Le tribunal statue que le mandat donné en prévision de l'inaptitude représente la volonté du mandant et non pas celle d'un tiers, peu importe qu'il soit juge et visiblement bien intentionné. Il n'appartient pas à ce dernier d'ordonner une nouvelle donne et de modifier les règles du jeu. Votre Honneur, les jeux sont faits.
Le mandat donné en prévision de l'inaptitude est un outil juridique dont nous disposons afin de prévoir les conséquences de maladies qui altèrent nos facultés physiques ou mentales et de choisir la personne qui sera alors responsable de l'administration de nos biens et la protection de notre personne. Il permet aussi d'écarter l'imposition d'une curatelle et la surveillance par le Curateur public qui caractérisent ces régimes de protection. Il y a peu de décisions dans la vie d'une personne qui reposent sur une telle confiance envers la personne choisie. Ceux qui ont voulu écarter le Curateur public de l'administration de leurs biens ne tiennent certainement pas à le voir s'immiscer dans leurs affaires par une porte dérobée.

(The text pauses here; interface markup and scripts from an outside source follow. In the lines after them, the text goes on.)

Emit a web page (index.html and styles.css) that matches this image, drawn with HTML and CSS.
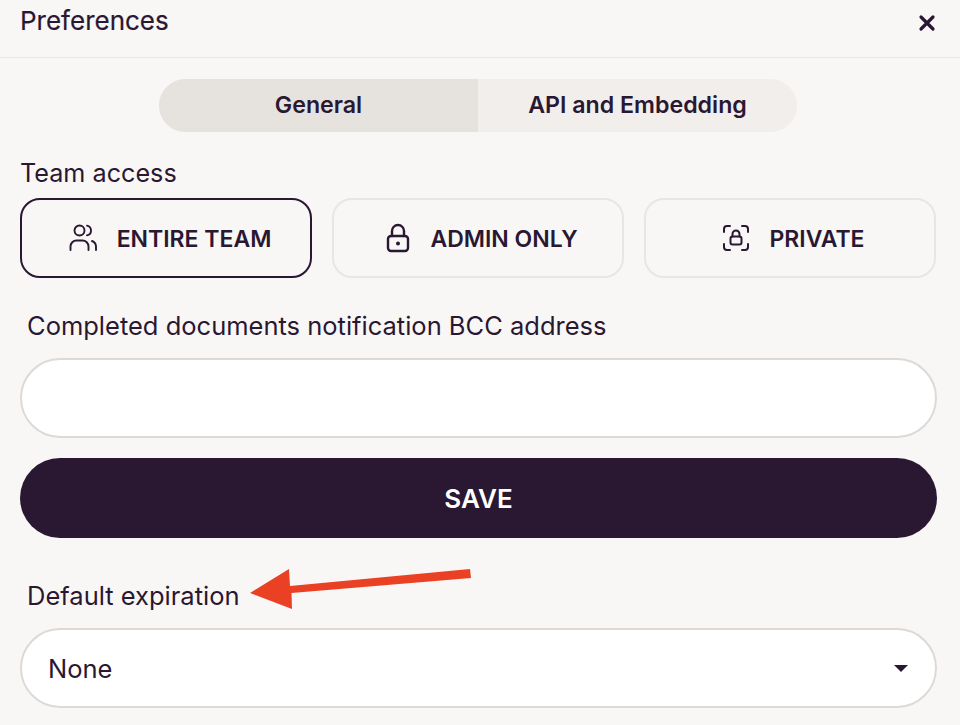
FILE: index.html
```html
<!DOCTYPE html>
<html lang="en">
<head>
    <meta charset="UTF-8">
    <meta name="viewport" content="width=device-width, initial-scale=1.0">
    <title>Preferences</title>
    <link rel="stylesheet" href="styles.css">
</head>
<body>
    <div class="header">
        <span class="header-title">Preferences</span>
        <svg class="close-icon" width="18" height="18" viewBox="0 0 18 18" fill="none" stroke="#2a1732" stroke-width="3.2" stroke-linecap="round">
            <path d="M3 3L15 15M15 3L3 15"/>
        </svg>
    </div>
    <div class="content">
        <div class="tabs">
            <div class="tab tab-active">General</div>
            <div class="tab">API and Embedding</div>
        </div>
        <p class="label label-team">Team access</p>
        <div class="access">
            <div class="access-btn access-btn-active">
                <svg width="30" height="30" viewBox="0 0 30 30" fill="none" stroke="#2a1732" stroke-width="1.9" stroke-linecap="round">
                    <circle cx="11.5" cy="7.5" r="5"/>
                    <path d="M19 2.6a5 5 0 0 1 0 9.8"/>
                    <path d="M2.5 27v-3.5a6 6 0 0 1 6-6h6a6 6 0 0 1 6 6V27"/>
                    <path d="M24 18a6 6 0 0 1 4 5.5V27"/>
                </svg>
                <span class="access-text">ENTIRE TEAM</span>
            </div>
            <div class="access-btn">
                <svg width="26" height="30" viewBox="0 0 26 30" fill="none" stroke="#2a1732" stroke-width="2.4" stroke-linecap="round">
                    <rect x="3" y="13" width="20" height="15" rx="3"/>
                    <path d="M7 13V8a6 6 0 0 1 12 0v5"/>
                    <circle cx="13" cy="20.5" r="2" fill="#2a1732" stroke="none"/>
                </svg>
                <span class="access-text">ADMIN ONLY</span>
            </div>
            <div class="access-btn">
                <svg width="28" height="28" viewBox="0 0 28 28" fill="none" stroke="#2a1732" stroke-width="2" stroke-linecap="round">
                    <path d="M2 8V5a3 3 0 0 1 3-3h3M20 2h3a3 3 0 0 1 3 3v3M26 20v3a3 3 0 0 1-3 3h-3M8 26H5a3 3 0 0 1-3-3v-3"/>
                    <rect x="8.5" y="12.5" width="11" height="8" rx="2"/>
                    <path d="M10.5 12.500V10a3.500 3.500 0 0 1 7 0v2.500"/>
                </svg>
                <span class="access-text">PRIVATE</span>
            </div>
        </div>
        <label class="label label-field label-bcc" for="bcc">Completed documents notification BCC address</label>
        <input class="field" type="text" id="bcc">
        <button class="save">SAVE</button>
        <label class="label label-field label-exp">Default expiration</label>
        <div class="field select">
            <span>None</span>
            <span class="caret"></span>
        </div>
    </div>
    <svg class="arrow" width="230" height="50" viewBox="0 0 230 50">
        <path d="M0 24L39 0L40 17L220 0L221 9L41.500 24L42 40Z" fill="#ea4125"/>
    </svg>
</body>
</html>
```

FILE: styles.css
```css
body {
    font-family: Inter, "Liberation Sans", sans-serif;
    margin: 0;
    background-color: #f9f7f6;
    color: #2a1732;
    height: 725px;
    overflow: hidden;
    position: relative;
}
.header {
    height: 58px;
    box-sizing: border-box;
    border-bottom: 1px solid #e8e6e4;
    padding: 6px 24px 0 20px;
    display: flex;
    justify-content: space-between;
    align-items: flex-start;
}
.header-title {
    font-size: 26px;
    line-height: 30px;
    -webkit-text-stroke: 0.2px #2a1732;
}
.close-icon {
    margin-top: 8px;
}
.content {
    padding: 21px 23px 0 20px;
}
.tabs {
    width: 638px;
    height: 53px;
    margin-left: 139px;
    display: flex;
    border-radius: 27px;
    overflow: hidden;
    background-color: #f1eeeb;
}
.tab {
    flex: 1;
    display: flex;
    align-items: center;
    justify-content: center;
    padding-bottom: 2px;
    font-size: 23.2px;
    font-weight: 600;
}
.tab-active {
    background-color: #e6e3df;
}
.label {
    display: block;
    margin: 0;
    font-size: 25.5px;
    line-height: 30px;
}
.label-team {
    margin-top: 26px;
    font-size: 25.2px;
}
.access {
    display: flex;
    gap: 20px;
    margin-top: 10px;
    margin-right: 1px;
}
.access-btn {
    flex: 1;
    height: 80px;
    box-sizing: border-box;
    border: 2px solid #e8e6e4;
    border-radius: 20px;
    display: flex;
    align-items: center;
    justify-content: center;
    padding-left: 7px;
    gap: 19px;
    font-size: 23px;
    font-weight: 600;
}
.access-btn-active {
    border-color: #2a1732;
}
.access-text {
    padding-top: 2px;
}
.label-field {
    padding-left: 7px;
}
.label-bcc {
    margin-top: 33px;
}
.field {
    display: flex;
    align-items: center;
    justify-content: space-between;
    width: 100%;
    height: 80px;
    box-sizing: border-box;
    margin-top: 17px;
    padding: 0 26px;
    background-color: #ffffff;
    border: 2px solid #dcd9d7;
    border-radius: 40px;
    font-family: inherit;
    font-size: 25.5px;
    color: inherit;
}
.save {
    display: block;
    width: 100%;
    height: 80px;
    margin-top: 20px;
    border: none;
    border-radius: 40px;
    background-color: #2a1732;
    color: #ffffff;
    font-family: inherit;
    font-size: 26px;
    font-weight: 600;
}
.label-exp {
    margin-top: 43px;
}
.select {
    padding-right: 27px;
}
.caret {
    width: 0;
    height: 0;
    border-left: 7px solid transparent;
    border-right: 7px solid transparent;
    border-top: 7px solid #2a1732;
}
.arrow {
    position: absolute;
    left: 250px;
    top: 569px;
}
```
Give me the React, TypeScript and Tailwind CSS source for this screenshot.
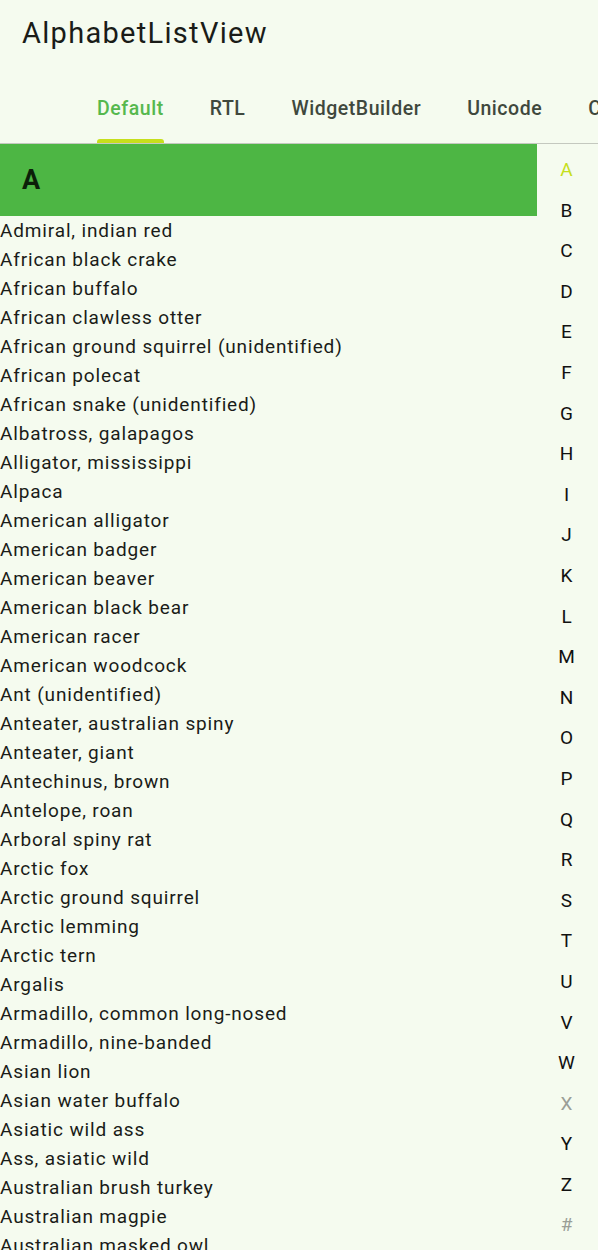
// alphabet list view page
import React from "react"

const tabs = ["Default", "RTL", "WidgetBuilder", "Unicode", "Custom"]

const animals = [
  "Admiral, indian red",
  "African black crake",
  "African buffalo",
  "African clawless otter",
  "African ground squirrel (unidentified)",
  "African polecat",
  "African snake (unidentified)",
  "Albatross, galapagos",
  "Alligator, mississippi",
  "Alpaca",
  "American alligator",
  "American badger",
  "American beaver",
  "American black bear",
  "American racer",
  "American woodcock",
  "Ant (unidentified)",
  "Anteater, australian spiny",
  "Anteater, giant",
  "Antechinus, brown",
  "Antelope, roan",
  "Arboral spiny rat",
  "Arctic fox",
  "Arctic ground squirrel",
  "Arctic lemming",
  "Arctic tern",
  "Argalis",
  "Armadillo, common long-nosed",
  "Armadillo, nine-banded",
  "Asian lion",
  "Asian water buffalo",
  "Asiatic wild ass",
  "Ass, asiatic wild",
  "Australian brush turkey",
  "Australian magpie",
  "Australian masked owl",
]

const letters = "ABCDEFGHIJKLMNOPQRSTUVWXYZ#".split("")
const disabled = ["X", "#"]

export default function App() {
  return (
    <div
      className="h-[1250px] overflow-hidden bg-[#f5fbef] text-[#1a1c18]"
      style={{ fontFamily: "Roboto, 'Noto Sans', sans-serif" }}
    >
      {/* App bar */}
      <div className="h-[66px] flex items-center pl-[22px] text-[29px] tracking-[1.3px] leading-none">
        AlphabetListView
      </div>

      {/* Tabs */}
      <div className="h-[78px] border-b border-[#c4c8bf] flex items-end overflow-hidden whitespace-nowrap pl-[97px] gap-[46px]">
        {tabs.map((t, i) => (
          <div key={t} className="flex flex-col items-stretch">
            <span
              className={
                "text-[19.5px] font-medium tracking-[0.55px] leading-[24px] " +
                (i === 0 ? "text-[#56b84e]" : "text-[#3f483d]")
              }
            >
              {t}
            </span>
            <div
              className={
                "mt-[18px] h-[4px] rounded-t-[3px] " +
                (i === 0 ? "bg-[#c6df1c]" : "bg-transparent")
              }
            />
          </div>
        ))}
      </div>

      {/* Body */}
      <div className="flex">
        <div className="flex-1 min-w-0">
          <div className="h-[72px] bg-[#4db644] flex items-center pl-[22px] text-[27px] font-bold text-[#0c1f09]">
            A
          </div>
          {animals.map((a) => (
            <div key={a} className="h-[29px] flex items-center text-[19px] tracking-[0.85px] leading-none whitespace-nowrap">
              {a}
            </div>
          ))}
        </div>

        <div className="w-[61px] pt-[6px] flex flex-col">
          {letters.map((l, i) => (
            <div
              key={l}
              className={
                "h-[40.6px] flex items-center justify-center pr-[2px] text-[19px] " +
                (i === 0
                  ? "text-[#c6df1c]"
                  : disabled.includes(l)
                  ? "text-[#9a9e97]"
                  : "text-[#111]")
              }
            >
              {l}
            </div>
          ))}
        </div>
      </div>
    </div>
  )
}
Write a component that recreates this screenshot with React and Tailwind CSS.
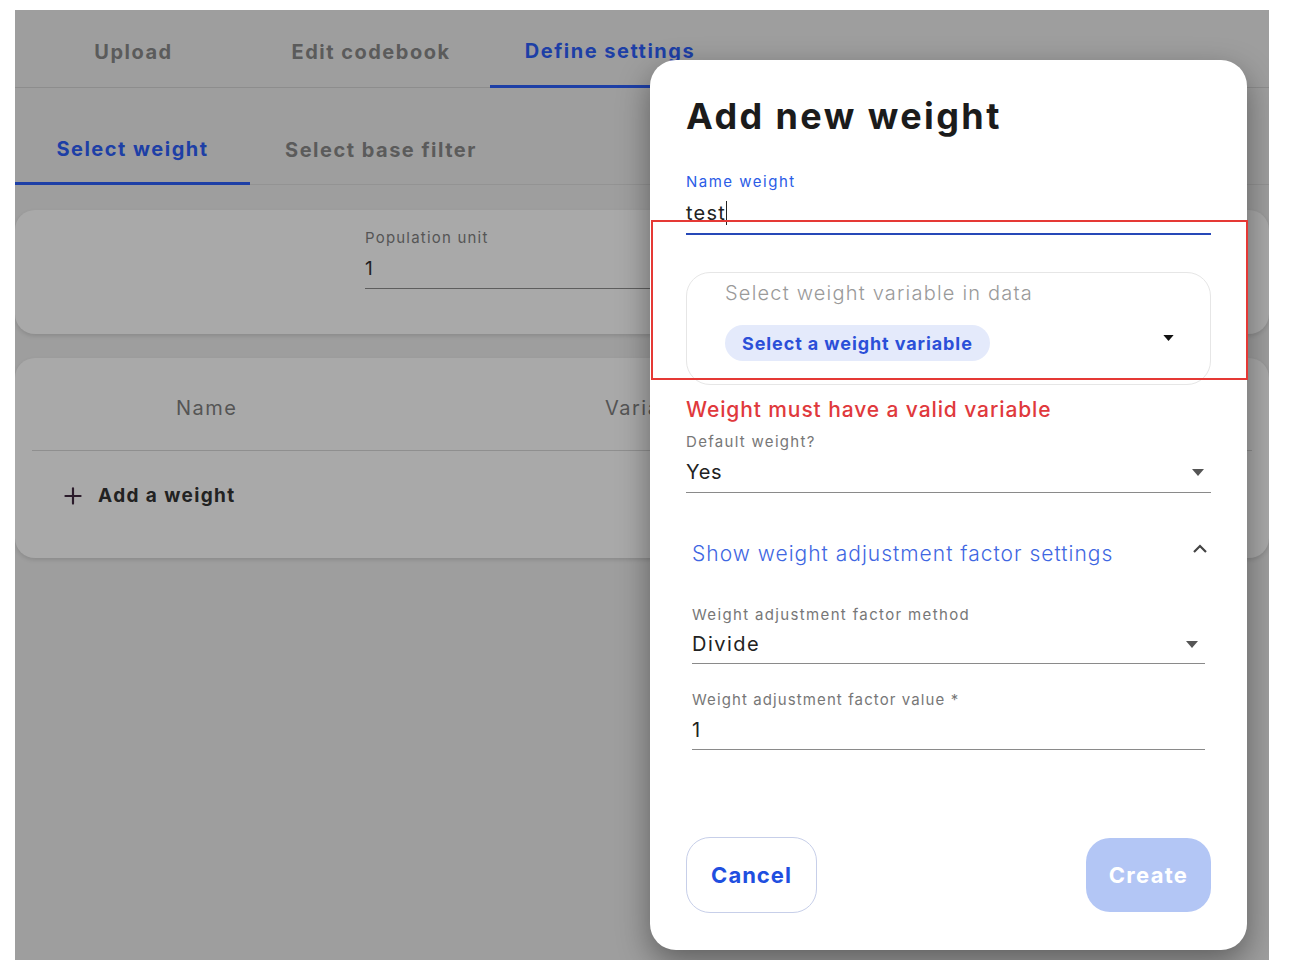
import { Plus } from 'lucide-react'

const font = { fontFamily: 'Inter, "Noto Sans", sans-serif' }

function Caret({ className = '' }) {
  return (
    <svg width="12" height="7" viewBox="0 0 12 7" className={className}>
      <path d="M0 0h12L6 7z" fill="currentColor" />
    </svg>
  )
}

function Background() {
  return (
    <div className="w-full h-full bg-[#9e9e9e] flex flex-col">
      <div className="flex h-[78px] border-b border-[#8d8d8d] tracking-[1.5px]">
        <div className="w-[237px] flex items-center justify-center pt-[7px] text-[20px] font-bold text-[#5b5b5b]">Upload</div>
        <div className="w-[238px] flex items-center justify-center pt-[7px] text-[20px] font-bold text-[#5b5b5b]">Edit codebook</div>
        <div className="w-[240px] flex items-center justify-center pt-[7px] text-[20px] font-bold text-[#1d3fa6] border-b-[3px] border-[#1d3fa6] -mb-px">Define settings</div>
      </div>
      <div className="flex h-[97px] border-b border-[#939393] tracking-[1.5px]">
        <div className="w-[235px] flex items-center justify-center pt-[28px] text-[20px] font-bold text-[#1d3fa6] border-b-[3px] border-[#1d3fa6] -mb-px">Select weight</div>
        <div className="w-[262px] flex items-center justify-center pt-[28px] text-[20px] font-bold text-[#5b5b5b]">Select base filter</div>
      </div>
      <div className="mt-[25px] h-[124px] rounded-[20px] bg-[#a9a9a9] shadow-[0_2px_4px_rgba(0,0,0,0.12)] pl-[350px] pt-[18px]">
        <div className="text-[15px] text-[#555] leading-[20px] tracking-[1.2px]">Population unit</div>
        <div className="w-[530px] border-b border-[#5e5e5e] text-[19px] text-[#222] leading-[28px] mt-[7px] pb-[5px]">1</div>
      </div>
      <div className="mt-[24px] h-[200px] rounded-[20px] bg-[#a9a9a9] shadow-[0_2px_4px_rgba(0,0,0,0.12)] px-[17px]">
        <div className="flex h-[93px] items-center border-b border-[#8f8f8f] text-[20px] text-[#555] tracking-[1.5px] pt-[8px]">
          <div className="pl-[144px] w-[573px]">Name</div>
          <div>Variable</div>
        </div>
        <div className="flex items-center gap-[12px] pl-[28px] mt-[31px] text-[19px] font-bold text-[#222] tracking-[1.4px]">
          <Plus size={26} strokeWidth={2} className="text-[#2b1b2b]" />
          <span>Add a weight</span>
        </div>
      </div>
    </div>
  )
}

function Modal() {
  return (
    <div className="absolute left-[635px] top-[50px] w-[597px] h-[890px] bg-white rounded-[26px] shadow-[0_12px_32px_rgba(0,0,0,0.4)] px-[36px] pt-[34px]">
      <h1 className="text-[36px] font-bold text-[#1b1b1b] leading-[44px] tracking-[2.4px]">Add new weight</h1>
      <div className="mt-[34px] text-[15px] text-[#2b5ce6] leading-[20px] tracking-[1.5px]">Name weight</div>
      <div className="w-[525px] border-b-2 border-[#2648b8] text-[20px] text-[#222] leading-[28px] pb-[6px] mt-[7px] flex items-center tracking-[1.2px]">
        test<span className="inline-block w-px h-[24px] bg-[#222]" />
      </div>
      <div className="mt-[37px] w-[525px] h-[113px] rounded-[24px] border border-[#e6e6e6] pl-[38px] pr-[36px] pt-[6px]">
        <div className="text-[20px] text-[#9a9a9a] font-light leading-[28px] tracking-[1.2px]">Select weight variable in data</div>
        <div className="flex items-center justify-between mt-[18px]">
          <div className="h-[36px] px-[17px] rounded-full bg-[#e4eafb] text-[#2b4fd8] text-[18px] font-bold flex items-center tracking-[0.9px]">Select a weight variable</div>
          <Caret className="text-[#111] w-[11px] h-[6px] mb-[10px]" />
        </div>
      </div>
      <div className="mt-[11px] text-[21px] font-medium text-[#e0393c] leading-[28px] tracking-[0.9px]">Weight must have a valid variable</div>
      <div className="mt-[8px] text-[15px] text-[#777] leading-[20px] tracking-[1.3px]">Default weight?</div>
      <div className="w-[525px] border-b border-[#8a8a8a] flex items-center justify-between text-[20px] text-[#222] leading-[28px] pb-[6px] mt-[6px]">
        <span className="tracking-[0.7px]">Yes</span>
        <Caret className="text-[#555] mr-[7px]" />
      </div>
      <div className="mt-[47px] pl-[6px] w-[525px] flex items-center justify-between">
        <span className="text-[21px] font-light text-[#3f67e2] leading-[28px] tracking-[1px]">Show weight adjustment factor settings</span>
        <svg width="16" height="10" viewBox="0 0 16 10" className="mr-[3px] -mt-[10px]">
          <path d="M2 8l6-6 6 6" stroke="#444" strokeWidth="2.2" fill="none" />
        </svg>
      </div>
      <div className="ml-[6px] w-[513px]">
        <div className="mt-[37px] text-[15px] text-[#777] leading-[20px] tracking-[1.35px]">Weight adjustment factor method</div>
        <div className="border-b border-[#8a8a8a] flex items-center justify-between text-[20px] text-[#222] leading-[28px] pb-[5px] mt-[5px]">
          <span className="tracking-[1.5px]">Divide</span>
          <Caret className="text-[#555] mr-[7px]" />
        </div>
        <div className="mt-[26px] text-[15px] text-[#777] leading-[20px] tracking-[1.1px]">Weight adjustment factor value *</div>
        <div className="border-b border-[#8a8a8a] text-[20px] text-[#222] leading-[28px] pb-[5px] mt-[6px]">1</div>
      </div>
      <div className="mt-[87px] w-[525px] flex items-center justify-between">
        <button className="w-[131px] h-[76px] rounded-[24px] border border-[#c7cfe9] text-[22px] font-bold text-[#1f4fe0] tracking-[1px]">Cancel</button>
        <button className="w-[125px] h-[74px] rounded-[24px] bg-[#b3c6f5] text-[22px] font-bold text-white tracking-[1.3px]">Create</button>
      </div>
    </div>
  )
}

export default function App() {
  return (
    <div style={font} className="w-[1292px] h-[976px] bg-white pl-[15px] pt-[10px]">
      <div className="relative w-[1254px] h-[950px] overflow-hidden">
        <Background />
        <Modal />
        <div className="absolute left-[636px] top-[210px] w-[597px] h-[160px] border-2 border-[#e53935] pointer-events-none" />
      </div>
    </div>
  )
}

En raison de son état de santé, une dame est "placée" dans un centre de soins de longue durée. Quelque temps avant son "placement", cette dernière signe une procuration générale ainsi qu'un mandat en prévision de son inaptitude et désigne son conjoint de fait comme mandataire.
Malgré les responsabilités qui sont les siennes, le conjoint mandataire visite rarement Madame, néglige de payer les comptes relatifs à l'hospitalisation et refuse de s'occuper des soins accordés à cette dernière. Alerté par la famille, le Curateur public demande à être désigné provisoirement par le tribunal pour assurer la protection de Madame. En réaction, le conjoint dépose une demande en homologation du mandat à la Cour. Le Curateur public réplique en demandant à être nommé curateur aux biens. Malgré les prétentions du Curateur public, la Cour homologue le mandat de Madame, mais ordonne que le conjoint présente un rapport annuel de sa gestion au Curateur public.
Le Curateur public interjette appel à la Cour* et fait valoir que le mandat de madame n'impose pas une telle obligation et que, de plus, l'ordonnance du tribunal contrevient aux dispositions de la Loi sur le curateur public. La Cour conclut qu'un tribunal, après avoir vérifié la capacité du mandant, ne peut qu'accepter ou refuser la demande d'homologation. Le tribunal ne peut en aucun cas imposer au mandataire une obligation de reddition de compte, sauf si prévu dans le mandat. L'administration d'un mandat de protection n'est donc pas assujettie au processus de surveillance et à la reddition de compte applicables aux tutelles et aux curatelles.
Le tribunal statue que le mandat donné en prévision de l'inaptitude représente la volonté de Madame et non pas celle d'un tiers, peu importe qu'il soit juge et visiblement bien intentionné. Il n'appartient pas à ce dernier d'ordonner une nouvelle donne et de modifier les règles du jeu. Votre Honneur, les jeux sont faits.